[The problem] Collect every line below that contains the word "would".

[Supplied material]

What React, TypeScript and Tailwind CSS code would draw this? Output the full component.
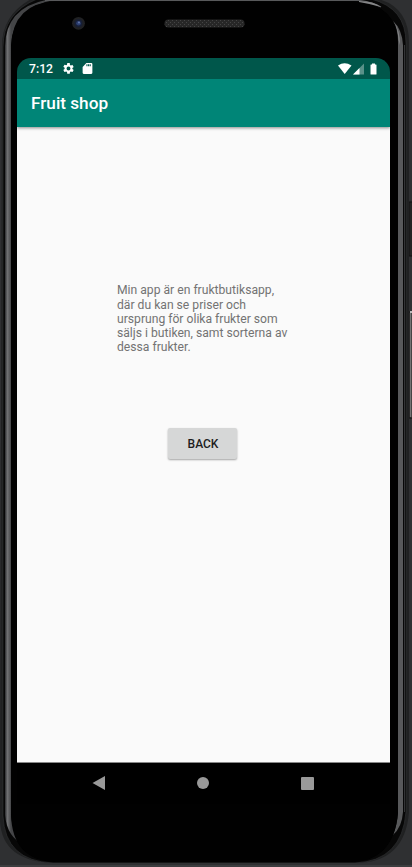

* * *

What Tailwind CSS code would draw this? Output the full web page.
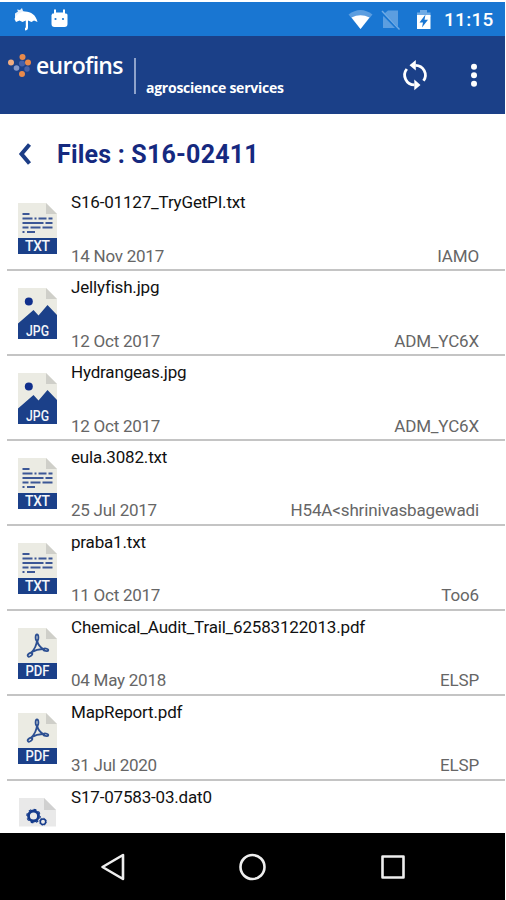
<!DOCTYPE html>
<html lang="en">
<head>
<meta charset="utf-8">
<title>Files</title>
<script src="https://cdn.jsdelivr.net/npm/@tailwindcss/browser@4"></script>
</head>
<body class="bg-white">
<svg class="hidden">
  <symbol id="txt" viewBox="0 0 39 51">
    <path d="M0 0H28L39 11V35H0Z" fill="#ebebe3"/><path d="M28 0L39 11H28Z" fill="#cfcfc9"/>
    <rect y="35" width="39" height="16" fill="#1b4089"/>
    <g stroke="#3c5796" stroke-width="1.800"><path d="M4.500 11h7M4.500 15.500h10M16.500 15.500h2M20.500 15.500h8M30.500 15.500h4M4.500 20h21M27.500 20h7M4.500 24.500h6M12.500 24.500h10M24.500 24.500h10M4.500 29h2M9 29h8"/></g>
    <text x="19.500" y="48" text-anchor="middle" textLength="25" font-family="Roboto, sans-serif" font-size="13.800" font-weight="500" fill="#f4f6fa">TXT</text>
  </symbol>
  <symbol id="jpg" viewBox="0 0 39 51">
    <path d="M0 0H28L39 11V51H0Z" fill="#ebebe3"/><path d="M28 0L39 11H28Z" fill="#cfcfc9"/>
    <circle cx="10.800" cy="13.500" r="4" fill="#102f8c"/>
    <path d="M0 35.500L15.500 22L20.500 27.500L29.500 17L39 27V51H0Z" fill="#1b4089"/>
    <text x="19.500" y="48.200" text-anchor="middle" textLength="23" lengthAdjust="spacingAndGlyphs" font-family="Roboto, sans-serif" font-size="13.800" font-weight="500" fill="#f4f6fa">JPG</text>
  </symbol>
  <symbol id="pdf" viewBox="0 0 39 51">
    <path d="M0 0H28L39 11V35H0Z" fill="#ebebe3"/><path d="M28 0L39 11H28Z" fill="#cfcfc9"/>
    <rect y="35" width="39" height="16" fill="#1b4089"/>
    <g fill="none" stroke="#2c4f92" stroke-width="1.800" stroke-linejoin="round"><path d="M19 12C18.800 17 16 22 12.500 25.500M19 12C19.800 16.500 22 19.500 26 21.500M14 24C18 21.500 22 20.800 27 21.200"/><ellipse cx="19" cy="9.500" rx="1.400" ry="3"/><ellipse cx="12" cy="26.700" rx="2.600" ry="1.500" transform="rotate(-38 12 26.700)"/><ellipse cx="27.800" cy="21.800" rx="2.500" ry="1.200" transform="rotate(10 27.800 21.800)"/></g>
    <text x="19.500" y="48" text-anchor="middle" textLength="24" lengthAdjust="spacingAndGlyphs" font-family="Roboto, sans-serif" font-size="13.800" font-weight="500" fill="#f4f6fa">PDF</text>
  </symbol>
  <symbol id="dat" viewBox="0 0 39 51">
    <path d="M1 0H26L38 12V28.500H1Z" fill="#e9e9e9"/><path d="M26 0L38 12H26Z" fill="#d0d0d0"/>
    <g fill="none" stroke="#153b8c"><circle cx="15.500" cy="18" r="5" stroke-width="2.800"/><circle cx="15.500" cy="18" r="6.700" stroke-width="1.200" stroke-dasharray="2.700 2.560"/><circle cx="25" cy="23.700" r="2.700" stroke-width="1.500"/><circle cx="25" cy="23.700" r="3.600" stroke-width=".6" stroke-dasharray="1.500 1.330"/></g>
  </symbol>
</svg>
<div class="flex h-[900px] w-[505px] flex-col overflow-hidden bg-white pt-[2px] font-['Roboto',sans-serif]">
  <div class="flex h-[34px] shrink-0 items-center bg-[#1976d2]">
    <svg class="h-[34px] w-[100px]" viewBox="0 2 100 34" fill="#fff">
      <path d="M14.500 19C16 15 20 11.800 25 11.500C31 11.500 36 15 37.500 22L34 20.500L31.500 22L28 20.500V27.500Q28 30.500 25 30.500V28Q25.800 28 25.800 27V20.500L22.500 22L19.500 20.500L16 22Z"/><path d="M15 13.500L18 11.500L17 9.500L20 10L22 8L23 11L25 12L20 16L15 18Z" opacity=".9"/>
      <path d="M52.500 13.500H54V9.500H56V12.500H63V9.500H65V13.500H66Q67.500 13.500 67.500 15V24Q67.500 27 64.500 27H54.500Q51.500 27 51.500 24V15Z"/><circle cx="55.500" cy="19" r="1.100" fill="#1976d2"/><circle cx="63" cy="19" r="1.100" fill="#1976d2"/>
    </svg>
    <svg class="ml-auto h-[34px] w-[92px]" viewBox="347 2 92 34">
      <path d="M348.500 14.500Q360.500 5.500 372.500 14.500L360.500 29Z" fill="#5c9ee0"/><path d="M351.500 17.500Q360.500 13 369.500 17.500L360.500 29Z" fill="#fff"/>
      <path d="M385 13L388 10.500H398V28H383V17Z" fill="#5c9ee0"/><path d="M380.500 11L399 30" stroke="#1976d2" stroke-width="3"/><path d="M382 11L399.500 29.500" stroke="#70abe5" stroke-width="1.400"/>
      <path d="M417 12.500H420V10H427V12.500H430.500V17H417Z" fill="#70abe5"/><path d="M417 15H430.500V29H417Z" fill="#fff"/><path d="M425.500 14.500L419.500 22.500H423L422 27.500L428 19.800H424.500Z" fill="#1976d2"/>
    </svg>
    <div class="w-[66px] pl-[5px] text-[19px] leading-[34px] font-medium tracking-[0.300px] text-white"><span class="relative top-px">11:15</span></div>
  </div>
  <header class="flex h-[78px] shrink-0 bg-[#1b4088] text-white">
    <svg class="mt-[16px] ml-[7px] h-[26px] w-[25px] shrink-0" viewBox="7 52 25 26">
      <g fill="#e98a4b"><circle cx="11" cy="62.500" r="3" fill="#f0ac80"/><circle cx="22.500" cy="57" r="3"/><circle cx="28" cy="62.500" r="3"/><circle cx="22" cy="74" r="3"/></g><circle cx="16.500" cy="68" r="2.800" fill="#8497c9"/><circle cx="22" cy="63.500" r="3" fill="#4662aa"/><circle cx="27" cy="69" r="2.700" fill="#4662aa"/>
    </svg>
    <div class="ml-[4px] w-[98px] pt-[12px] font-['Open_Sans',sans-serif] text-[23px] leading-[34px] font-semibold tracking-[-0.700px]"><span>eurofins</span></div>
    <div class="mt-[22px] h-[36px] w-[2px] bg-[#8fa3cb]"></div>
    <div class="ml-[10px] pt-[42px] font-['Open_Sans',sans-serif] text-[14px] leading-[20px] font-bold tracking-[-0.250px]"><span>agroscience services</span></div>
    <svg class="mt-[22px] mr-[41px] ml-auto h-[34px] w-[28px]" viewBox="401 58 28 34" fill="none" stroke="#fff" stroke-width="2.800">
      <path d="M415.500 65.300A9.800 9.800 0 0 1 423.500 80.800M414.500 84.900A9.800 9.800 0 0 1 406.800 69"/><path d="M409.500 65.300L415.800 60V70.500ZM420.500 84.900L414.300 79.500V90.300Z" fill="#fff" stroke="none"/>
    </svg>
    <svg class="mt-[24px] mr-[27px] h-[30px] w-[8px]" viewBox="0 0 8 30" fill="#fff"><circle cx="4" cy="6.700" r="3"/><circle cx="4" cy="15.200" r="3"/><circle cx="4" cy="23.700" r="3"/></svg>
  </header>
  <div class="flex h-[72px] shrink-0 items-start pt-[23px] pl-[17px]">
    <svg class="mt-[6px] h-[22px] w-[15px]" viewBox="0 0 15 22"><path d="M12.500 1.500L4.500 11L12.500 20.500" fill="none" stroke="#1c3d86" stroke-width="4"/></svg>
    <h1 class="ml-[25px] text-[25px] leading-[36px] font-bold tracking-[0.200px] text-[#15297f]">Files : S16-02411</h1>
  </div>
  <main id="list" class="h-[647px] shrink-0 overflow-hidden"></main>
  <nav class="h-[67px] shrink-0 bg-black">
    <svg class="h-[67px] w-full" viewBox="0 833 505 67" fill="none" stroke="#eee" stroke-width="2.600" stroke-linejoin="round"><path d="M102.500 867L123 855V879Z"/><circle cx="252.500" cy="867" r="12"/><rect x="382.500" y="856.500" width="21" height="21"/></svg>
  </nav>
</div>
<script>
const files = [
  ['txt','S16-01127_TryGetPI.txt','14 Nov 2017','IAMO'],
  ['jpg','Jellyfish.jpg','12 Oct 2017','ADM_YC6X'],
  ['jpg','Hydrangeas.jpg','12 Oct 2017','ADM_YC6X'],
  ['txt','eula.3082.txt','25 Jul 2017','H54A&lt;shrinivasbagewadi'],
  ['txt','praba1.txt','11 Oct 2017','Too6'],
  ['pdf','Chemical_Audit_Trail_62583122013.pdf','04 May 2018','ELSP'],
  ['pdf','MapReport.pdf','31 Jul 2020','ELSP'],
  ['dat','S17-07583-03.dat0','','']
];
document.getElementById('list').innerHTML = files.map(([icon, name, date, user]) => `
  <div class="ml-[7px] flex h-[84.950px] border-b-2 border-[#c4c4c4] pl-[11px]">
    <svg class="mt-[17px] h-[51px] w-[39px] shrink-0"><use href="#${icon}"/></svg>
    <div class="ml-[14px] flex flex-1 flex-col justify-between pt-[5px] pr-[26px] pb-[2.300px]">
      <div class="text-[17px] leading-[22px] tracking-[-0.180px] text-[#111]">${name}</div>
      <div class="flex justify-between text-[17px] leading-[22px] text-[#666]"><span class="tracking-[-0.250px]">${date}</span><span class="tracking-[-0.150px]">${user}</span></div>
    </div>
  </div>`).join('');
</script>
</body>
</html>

[In response]
What React, TypeScript and Tailwind CSS code would draw this? Output the full component.
What Tailwind CSS code would draw this? Output the full web page.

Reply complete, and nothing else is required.